祇園の姉妹 ★★★☆

祇園の姉妹
1936 スタンダードサイズ 69分
BS2録画
原作■溝口健二 脚色■依田義賢
撮影■三木 稔 
監督■溝口健二


 なにぶん戦前の映画なので、現在は30分程度短縮されたバージョンしか残っていないらしい。本当は95分程度の尺らしい。確かに、個々の場面は1シーン1カットにこだわった息の長い演出なのだが、えらくテンポが早いのは、シーンそのものがいくつか抜け落ちているせいなのだろう。
 後の「祇園囃子」は姉妹編ということになるのだろうが、本作では男社会の犠牲となることを嫌って、男を手玉にとろうとして手痛いしっぺ返しを喰らう山田五十鈴のキャラクターが強烈で、戦前という時代を考えると相当に突出した人間像ではなかったかと想像される。

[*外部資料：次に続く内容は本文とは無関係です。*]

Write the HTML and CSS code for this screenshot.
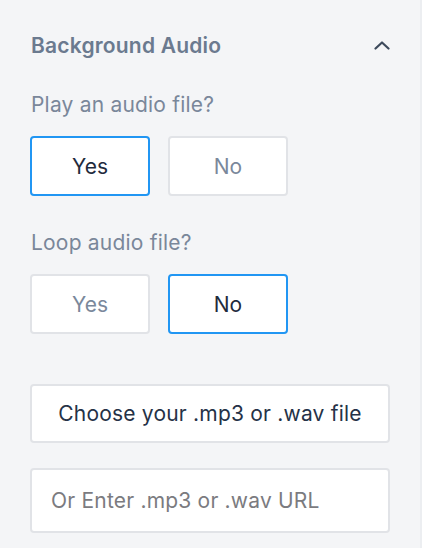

 番頭から手を引くように説得に来た進藤英太郎山田五十鈴に丸め込まれて逆に旦那になってしまうことを約束する場面の1シーン1カットの移動撮影など凄い。台詞もよく練られているし、演技的にも圧倒的なレベル。志賀廼家弁慶とか大倉文男といった祇園の旦那衆の存在感も素晴らしく、旦那遊びとはこうしたものであったかと勉強にもなる。